Ademais, o número de processos tem aumentado significativamente desde 2017, assim como a criminalidade. Nesse ínterim, fica nítida a necessidade de o Poder Judiciário brasileiro trabalhar formas de ressocialização e prevenção de crimes, e não "perder tempo em julgar Habeas Corpus para trancar uma ação por insignificância", nas palavras do próprio ministro Sebastião Reis.
Para uma melhor análise do tema é preciso conhecer o princípio da bagatela, também citado anteriormente como princípio da insignificância.
O Direito Penal pune condutas que são materialmente lesivas à sociedade; o homicídio é exemplo de um tipo penal que protege o mais relevante dos bens jurídicos, a vida.
Já o furto protege o bem jurídico do patrimônio, que sem dúvida nenhuma tem a sua importância formal dentro do Código Penal. Ocorre que, em casos nos quais o objeto do delito é materialmente irrelevante frente ao uso do aparato persecutório, é dever do Ministério Público analisar se de fato deve lançar mão do imbricado e complexo sistema do direito criminal, sendo esse a ultima ratio do direito.
Nessa esteira, surgem questionamentos basilares e necessários que se fazem: será válido lotar tanto a cadeia dos processos quanto a cadeia com sentenciados, por muitas vezes primários, em face de condutas penalmente irrelevantes e que não mereceriam nada mais que uma simples reprimenda, ou reparação cível/administrativa do dano causado?
Analisando o instituto da insignificância, a conduta só poderá ser punida pelo Estado se coexistirem os elementos do crime. O fato típico, a ilicitude e a culpabilidade. No contexto do fato típico encontra-se a conduta, o nexo causal, o resultado e atipicidade. O princípio da insignificância atinge diretamente a tipicidade, que se divide em duas partes, formal e material. Dentro da formalidade, é analisado se a conduta do agente se adequa com a descrição abstrata prevista na lei.
É na tipicidade material que observamos a existência de lesão ou exposição de perigo do bem jurídico penalmente tutelado. No furto de dois filés de frango empanados não há tipicidade do fato, pois analisando a relação entre conduta do réu e os seus resultados não há de se falar em crime; ademais trata-se de uma conduta irrelevante. Assim, em face do apresentado, o furto praticado é materialmente atípico.

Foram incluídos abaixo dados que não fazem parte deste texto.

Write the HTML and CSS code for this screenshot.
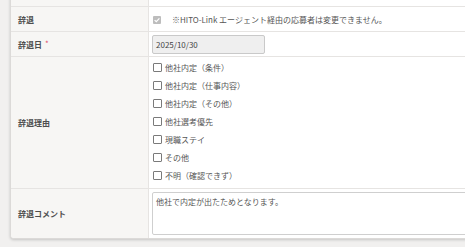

O princípio da bagatela não é considerado excludente de culpabilidade; em verdade, trata-se de excludente de tipicidade, resultando na inexistência do crime. Para sua aplicabilidade, segundo o Supremo Tribunal Federal, é necessário preencher quatro requisitos: a mínima ofensividade da conduta, a inexistência de periculosidade social do ato, o reduzido grau de reprovabilidade do comportamento e a inexpressividade da lesão provocada.

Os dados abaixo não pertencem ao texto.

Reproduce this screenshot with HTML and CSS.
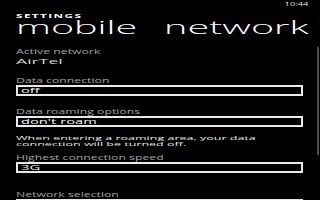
FILE: index.html
```html
<!DOCTYPE html>
<html>
<head>
<meta charset="utf-8">
<link rel="stylesheet" href="styles.css">
</head>
<body>
<div class="screen">
  <div class="status"><span class="time">10:44</span></div>
  <div class="header">
    <div class="app-title">SETTINGS</div>
    <div class="page-title">mobile network</div>
  </div>
  <div class="content">
    <div class="field f-active">
      <div class="label">Active network</div>
      <div class="value">AirTel</div>
    </div>
    <div class="field f-data">
      <div class="label">Data connection</div>
      <div class="picker"><span class="pick-text">off</span></div>
    </div>
    <div class="field f-roam">
      <div class="label">Data roaming options</div>
      <div class="picker"><span class="pick-text">don't roam</span></div>
      <div class="note"><div class="note-line">When entering a roaming area, your data</div><div class="note-line">connection will be turned off.</div></div>
    </div>
    <div class="field f-speed">
      <div class="label">Highest connection speed</div>
      <div class="picker"><span class="pick-text">3G</span></div>
    </div>
    <div class="field f-net">
      <div class="label">Network selection</div>
      <div class="picker"></div>
    </div>
  </div>
  <div class="scrollbar"></div>
</div>
</body>
</html>
```
FILE: styles.css
```css
html, body {
  margin: 0;
  padding: 0;
  background: #000;
}
.screen {
  position: relative;
  width: 320px;
  height: 200px;
  overflow: hidden;
  background: #000;
  color: #fff;
  font-family: "Open Sans", "DejaVu Sans", sans-serif;
}
.status {
  display: flex;
  justify-content: flex-end;
  height: 10px;
  padding-right: 12px;
}
.time {
  display: inline-block;
  font-size: 6px;
  line-height: 8px;
  color: #e0e0e0;
  transform: scaleX(1.55);
  transform-origin: right top;
}
.header {
  padding-left: 16px;
}
.app-title {
  font-size: 5px;
  font-weight: 700;
  letter-spacing: 0.6px;
  line-height: 6px;
  margin-top: 3px;
  transform: scaleX(2.35);
  transform-origin: left top;
}
.page-title {
  font-size: 19px;
  font-weight: 300;
  line-height: 17px;
  white-space: nowrap;
  margin-top: 0;
  word-spacing: 8px;
  transform: scaleX(2.08);
  transform-origin: left top;
}
.content {
  padding-left: 16px;
  width: 287px;
}
.label, .value, .note-line, .pick-text {
  transform-origin: left top;
  white-space: nowrap;
}
.label {
  font-size: 7px;
  line-height: 9px;
  color: #a0a0a0;
  transform: scaleX(1.75);
}
.value {
  font-size: 8px;
  line-height: 10px;
  color: #d8d8d8;
  transform: scaleX(2.2);
}
.f-active { margin-top: 11px; }
.f-data { margin-top: 10px; }
.f-roam { margin-top: 11px; }
.f-speed { margin-top: 6px; }
.f-net { margin-top: 17px; }
.picker {
  box-sizing: border-box;
  height: 11px;
  border: 2px solid #e8e8e8;
  padding-left: 3px;
  display: flex;
  align-items: center;
}
.pick-text {
  display: inline-block;
  font-size: 7px;
  line-height: 7px;
  color: #f4f4f4;
  transform: scaleX(2.1);
}
.note {
  margin-top: 8px;
  display: flex;
  flex-direction: column;
}
.note-line {
  font-size: 5px;
  line-height: 6px;
  height: 6px;
  color: #e8e8e8;
  transform: scaleX(2.5);
}
.scrollbar {
  position: absolute;
  right: 1px;
  top: 47px;
  width: 2px;
  height: 108px;
  background: #4c4c4c;
}
```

Não obstante, para esclarecer que o recente entendimento do STJ deve ser aplicado, trago os ensinamentos de Platão para a discussão. O filósofo leciona que o "mundo das ideias" é uma realidade abstrata, onde não existe mudança e a perfeição seria possível.
O crime de furto está tipificado no Código Penal Brasileiro em seu artigo 155, ou seja, a norma pertence ao "mundo das ideias", onde é possível julgar todos os crimes e aplicar a melhor pena para cada caso.

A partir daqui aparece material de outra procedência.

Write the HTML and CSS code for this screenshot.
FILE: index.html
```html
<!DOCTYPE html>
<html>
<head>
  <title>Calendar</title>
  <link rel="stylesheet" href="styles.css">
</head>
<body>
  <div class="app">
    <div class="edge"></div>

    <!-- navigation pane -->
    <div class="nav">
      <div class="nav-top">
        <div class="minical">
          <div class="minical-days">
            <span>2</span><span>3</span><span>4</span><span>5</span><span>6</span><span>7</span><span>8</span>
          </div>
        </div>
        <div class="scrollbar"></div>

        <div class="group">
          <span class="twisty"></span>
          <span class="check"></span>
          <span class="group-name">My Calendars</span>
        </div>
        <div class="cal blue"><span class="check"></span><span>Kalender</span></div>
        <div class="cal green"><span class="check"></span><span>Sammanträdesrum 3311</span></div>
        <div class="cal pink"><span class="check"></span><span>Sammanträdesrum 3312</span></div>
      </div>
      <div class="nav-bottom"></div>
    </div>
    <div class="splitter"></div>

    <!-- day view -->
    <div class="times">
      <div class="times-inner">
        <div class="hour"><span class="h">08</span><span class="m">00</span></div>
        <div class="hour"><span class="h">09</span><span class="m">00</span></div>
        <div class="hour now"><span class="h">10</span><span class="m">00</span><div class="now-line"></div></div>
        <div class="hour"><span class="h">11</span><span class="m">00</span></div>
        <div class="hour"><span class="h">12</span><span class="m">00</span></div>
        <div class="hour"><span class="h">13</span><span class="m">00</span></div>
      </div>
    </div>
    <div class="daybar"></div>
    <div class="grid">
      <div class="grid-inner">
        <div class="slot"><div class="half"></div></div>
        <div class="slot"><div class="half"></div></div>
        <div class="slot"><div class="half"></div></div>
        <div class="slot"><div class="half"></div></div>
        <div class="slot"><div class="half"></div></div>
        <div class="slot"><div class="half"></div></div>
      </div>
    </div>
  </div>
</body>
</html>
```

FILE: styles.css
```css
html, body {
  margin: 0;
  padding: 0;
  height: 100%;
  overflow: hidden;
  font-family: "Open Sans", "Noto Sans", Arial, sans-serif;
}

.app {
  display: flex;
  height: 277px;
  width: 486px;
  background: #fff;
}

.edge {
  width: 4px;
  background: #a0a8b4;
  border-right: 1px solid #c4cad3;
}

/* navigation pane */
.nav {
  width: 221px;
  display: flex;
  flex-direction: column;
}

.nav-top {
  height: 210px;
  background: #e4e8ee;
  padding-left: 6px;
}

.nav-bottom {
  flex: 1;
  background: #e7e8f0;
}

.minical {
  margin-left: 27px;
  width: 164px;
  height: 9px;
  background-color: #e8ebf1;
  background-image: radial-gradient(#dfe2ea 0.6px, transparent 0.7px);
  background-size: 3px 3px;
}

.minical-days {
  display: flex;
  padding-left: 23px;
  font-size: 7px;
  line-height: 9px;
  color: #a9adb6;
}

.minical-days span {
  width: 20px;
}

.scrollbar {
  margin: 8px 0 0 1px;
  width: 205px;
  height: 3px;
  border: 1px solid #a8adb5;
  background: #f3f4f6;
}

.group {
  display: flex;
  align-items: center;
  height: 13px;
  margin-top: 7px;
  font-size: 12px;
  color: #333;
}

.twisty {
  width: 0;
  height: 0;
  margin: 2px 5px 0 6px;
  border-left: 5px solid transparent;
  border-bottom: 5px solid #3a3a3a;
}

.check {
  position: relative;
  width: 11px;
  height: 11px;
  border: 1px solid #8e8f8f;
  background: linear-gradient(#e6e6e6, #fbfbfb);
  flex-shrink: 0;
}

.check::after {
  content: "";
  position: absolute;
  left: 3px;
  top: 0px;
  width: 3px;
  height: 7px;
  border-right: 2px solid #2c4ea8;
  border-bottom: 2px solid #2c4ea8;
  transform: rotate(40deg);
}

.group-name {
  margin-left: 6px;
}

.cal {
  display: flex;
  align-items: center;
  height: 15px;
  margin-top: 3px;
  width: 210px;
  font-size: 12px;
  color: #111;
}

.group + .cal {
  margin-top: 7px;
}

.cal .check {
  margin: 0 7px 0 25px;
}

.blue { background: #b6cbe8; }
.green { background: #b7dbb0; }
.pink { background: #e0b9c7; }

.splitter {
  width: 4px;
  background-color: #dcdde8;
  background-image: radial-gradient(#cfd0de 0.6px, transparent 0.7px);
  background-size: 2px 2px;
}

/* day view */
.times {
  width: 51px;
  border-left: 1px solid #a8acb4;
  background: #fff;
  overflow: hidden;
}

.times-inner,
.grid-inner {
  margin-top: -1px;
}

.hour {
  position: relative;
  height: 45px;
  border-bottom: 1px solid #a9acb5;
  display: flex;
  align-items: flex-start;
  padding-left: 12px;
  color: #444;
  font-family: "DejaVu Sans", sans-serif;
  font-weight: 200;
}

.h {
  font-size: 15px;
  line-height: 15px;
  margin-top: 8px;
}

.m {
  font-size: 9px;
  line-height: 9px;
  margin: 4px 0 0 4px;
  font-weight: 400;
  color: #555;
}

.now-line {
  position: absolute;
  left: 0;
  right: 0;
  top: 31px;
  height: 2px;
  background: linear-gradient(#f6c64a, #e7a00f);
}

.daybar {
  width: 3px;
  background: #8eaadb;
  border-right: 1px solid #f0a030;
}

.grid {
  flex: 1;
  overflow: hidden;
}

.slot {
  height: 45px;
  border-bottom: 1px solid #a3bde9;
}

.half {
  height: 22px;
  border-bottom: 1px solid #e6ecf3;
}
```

Em sentido contrário, Platão nos apresenta outro conceito, o "mundo dos sentidos", onde impera a percepção da realidade; para Platão, é o mundo em que habitamos, no qual reside a possibilidade do erro.
Apesar do furto ser uma atitude reprovável perante a sociedade, nosso sistema judiciário está sobrecarregado e não suporta julgar crimes com insignificância penal na conduta, cujo bem jurídico violado é irrelevante se comparado ao gasto do dinheiro público na punição deste delito.
Sem querer estipular o papel de um defensor do crime ou de pensador que defenda a impunidade, necessitamos compreender que por diversas vezes a estrutura criada para se combater o mal demonstra-se tão deletéria quanto o próprio mal praticado.
Se dentro da estrutura judiciária é necessário encarcerar um indivíduo que furta um alimento de subsistência básica, por período máximo de quatro anos, sendo que o valor desse bem furtado mostra-se patentemente insignificante, é necessário que repensemos se o estado está retribuindo o mal causado pelo delito, alargando ou criando novos autores delituosos ou se está, em um processo fabril, julgando pessoas no modo automático, encarcerando pessoas no modo automático, e não ressocializando pessoas de modo lógico.
Para finalizar a digressão, perguntamo-nos se realmente engrandecer o sistema penal brasileiro trará frutos doces às novas gerações ou somente retirará de circulação temporariamente alguns indivíduos, fazendo com que retornem à sociedade menos civilizados e entregando mais delitos, gerando, assim, um ciclo vicioso nocivo.